See 36 Comp. Gen. 795 (1957).

The question posed by the Inspector General is whether his office may 
be considered to "employing agency" for the purpose of exercising 
administrative discretion over local travel reimbursement.

We believe that the Office of Inspector General is the employing 
agency for purposes of the rule stated above.  The evident purpose of 
the Congress in enacting the Inspector General Act of 1978 was to 
establish independent and objective units within each department to 
conduct audits and investigations of its programs and operations and 
to prevent and detect fraud and abuse therein.  Public Law 95-452,  sec.  
2, Oct. 12, 1978, 92 Stat. 1101.  Each Inspector General was given 
independent personnel authority.  Id.  sec.  6(a)(7).  As pointed out by 
the VA Inspector General, his office is exempt from a specific 
limitation on travel expenses.  Public Law 103-327,  sec.  501.

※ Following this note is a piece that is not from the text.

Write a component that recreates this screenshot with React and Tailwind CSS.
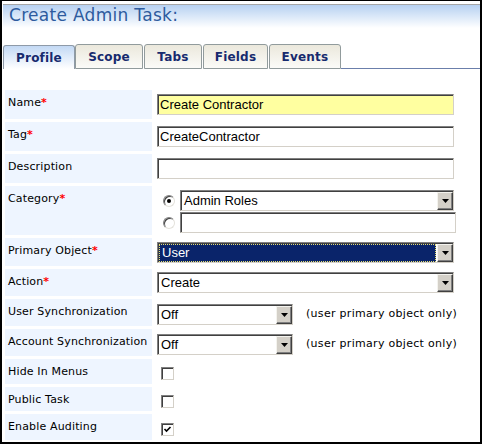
import React from "react";

const inset =
  "border border-t-[#808080] border-l-[#808080] border-b-[#d4d0c8] border-r-[#d4d0c8] shadow-[inset_1px_1px_0_#404040]";

function TextBox({ w, bg = "bg-white", text = "" }) {
  return (
    <div
      className={`${inset} ${bg} h-[21px] flex items-center pl-[2px] text-[13px] text-black font-['Liberation_Sans',sans-serif] ${w}`}
    >
      {text}
    </div>
  );
}

function Arrow() {
  return (
    <div className="w-[16px] h-full bg-[#d4d0c8] border border-t-[#f4f3ee] border-l-[#f4f3ee] border-b-[#404040] border-r-[#404040] shadow-[inset_-1px_-1px_0_#808080] flex items-center justify-center">
      <svg width="7" height="4" viewBox="0 0 7 4">
        <path d="M0 0H7L3.5 4Z" fill="#000" />
      </svg>
    </div>
  );
}

function Select({ w, text, focused = false }) {
  return (
    <div
      className={`${inset} bg-white h-[21px] flex items-stretch pt-[1px] pl-[1px] text-[13px] font-['Liberation_Sans',sans-serif] ${w}`}
    >
      {focused ? (
        <div className="flex-1 flex items-center bg-[#0a246a] text-white border border-dotted border-[#e8e070] pl-[2px] mr-[1px]">
          {text}
        </div>
      ) : (
        <div className="flex-1 flex items-center text-black pl-[2px]">{text}</div>
      )}
      <Arrow />
    </div>
  );
}

function Radio({ checked }) {
  return (
    <div className="w-[12px] h-[12px] rounded-full border border-t-[#808080] border-l-[#808080] border-b-[#e4e2dc] border-r-[#e4e2dc] bg-white flex items-center justify-center shadow-[inset_1px_1px_0_#404040]">
      {checked && <div className="w-[4px] h-[4px] rounded-full bg-black" />}
    </div>
  );
}

function Checkbox({ checked }) {
  return (
    <div className="w-[13px] h-[13px] border border-t-[#808080] border-l-[#808080] border-b-[#d4d0c8] border-r-[#d4d0c8] shadow-[inset_1px_1px_0_#404040] bg-white flex items-center justify-center">
      {checked && (
        <svg width="9" height="9" viewBox="0 0 9 9">
          <path d="M1.5 4L3.5 6L7.5 2" stroke="#000" strokeWidth="1.6" fill="none" />
        </svg>
      )}
    </div>
  );
}

function Label({ text, req, h }) {
  return (
    <div className={`bg-[#eef5ff] pl-[3px] pt-[6px] text-[11px] leading-[13px] tracking-[0.15px] text-black ${h}`}>
      {text}
      {req && <span className="text-[#ff0000] font-bold">*</span>}
    </div>
  );
}

const tabs = [
  { n: "Profile", w: "w-[72px]", active: true },
  { n: "Scope", w: "w-[68px]" },
  { n: "Tabs", w: "w-[58px]" },
  { n: "Fields", w: "w-[65px]" },
  { n: "Events", w: "w-[72px]" },
];

export default function App() {
  return (
    <div className="w-[482px] h-[444px] bg-white border-black border-t border-l-2 border-r-2 border-b-2 font-['DejaVu_Sans',sans-serif] overflow-hidden">
      {/* title */}
      <div className="mt-[3px] ml-[1px] h-[24px] border-t border-[#a6a6a6] bg-linear-to-b from-[#b7d1f1] to-white pl-[6px] text-[17px] leading-[20px] tracking-[0.3px] text-[#2d5b9e]">
        Create Admin Task:
      </div>

      {/* tabs */}
      <div className="mt-[16px] ml-[1px] flex items-end h-[25px]">
        {tabs.map((t, i) => (
          <div
            key={t.n}
            className={`${t.w} ${i > 1 ? "ml-[1px]" : ""} ${
              t.active
                ? "h-[24px] border-t border-l border-r border-[#8e9aa8] bg-linear-to-b from-[#c3d9f4] to-white"
                : "h-[25px] border border-[#919b9c] bg-linear-to-b from-[#ebe8dc] to-[#fbfbf8]"
            } rounded-t-[3px] flex items-center justify-center text-[12px] font-bold tracking-[0.2px] text-[#172a6e]`}
          >
            {t.n}
          </div>
        ))}
        <div className="flex-1 h-[1px] bg-[#6b7fab]" />
      </div>

      {/* form */}
      <div className="mt-[21px] ml-[3px] grid grid-cols-[147px_1fr] gap-x-[2px] gap-y-[3px]">
        <Label text="Name" req h="h-[29px]" />
        <div className="pt-[4px] pl-[3px]">
          <TextBox w="w-[297px]" bg="bg-[#ffffa0]" text="Create Contractor" />
        </div>

        <Label text="Tag" req h="h-[29px]" />
        <div className="pt-[4px] pl-[3px]">
          <TextBox w="w-[297px]" text="CreateContractor" />
        </div>

        <Label text="Description" h="h-[29px]" />
        <div className="pt-[4px] pl-[3px]">
          <TextBox w="w-[297px]" />
        </div>

        <Label text="Category" req h="h-[49px]" />
        <div className="pt-[4px] flex flex-col gap-[1px]">
          <div className="flex items-center">
            <div className="ml-[9px] mr-[5px]">
              <Radio checked />
            </div>
            <Select w="w-[274px]" text="Admin Roles" />
          </div>
          <div className="flex items-center">
            <div className="ml-[9px] mr-[5px]">
              <Radio />
            </div>
            <TextBox w="w-[276px]" />
          </div>
        </div>

        <Label text="Primary Object" req h="h-[28px]" />
        <div className="pt-[4px] pl-[3px]">
          <Select w="w-[297px]" text="User" focused />
        </div>

        <Label text="Action" req h="h-[27px]" />
        <div className="pt-[3px] pl-[3px]">
          <Select w="w-[297px]" text="Create" />
        </div>

        <Label text="User Synchronization" h="h-[27px]" />
        <div className="pt-[3px] pl-[3px] flex items-center">
          <Select w="w-[136px]" text="Off" />
          <span className="ml-[13px] text-[11px] tracking-[0.3px] text-black">(user primary object only)</span>
        </div>

        <Label text="Account Synchronization" h="h-[27px]" />
        <div className="pt-[3px] pl-[3px] flex items-center">
          <Select w="w-[136px]" text="Off" />
          <span className="ml-[13px] text-[11px] tracking-[0.3px] text-black">(user primary object only)</span>
        </div>

        <Label text="Hide In Menus" h="h-[25px]" />
        <div className="pt-[8px] pl-[7px]">
          <Checkbox />
        </div>

        <Label text="Public Task" h="h-[24px]" />
        <div className="pt-[8px] pl-[7px]">
          <Checkbox />
        </div>

        <Label text="Enable Auditing" h="h-[26px]" />
        <div className="pt-[9px] pl-[7px]">
          <Checkbox checked />
        </div>
      </div>
    </div>
  );
}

For these reasons, we conclude that the Office of Inspector General is 
the "employing agency" for the purpose of exercising administrative 
discretion over travel reimbursement policy within the limits 
authorized by the government-wide Federal Travel Regulations issued by 
the General Services Administration.

Accordingly, the payments made to OIG employees under its separate 
policy for local travel mileage prior to December 1994 were proper 
payments and need not be collected back.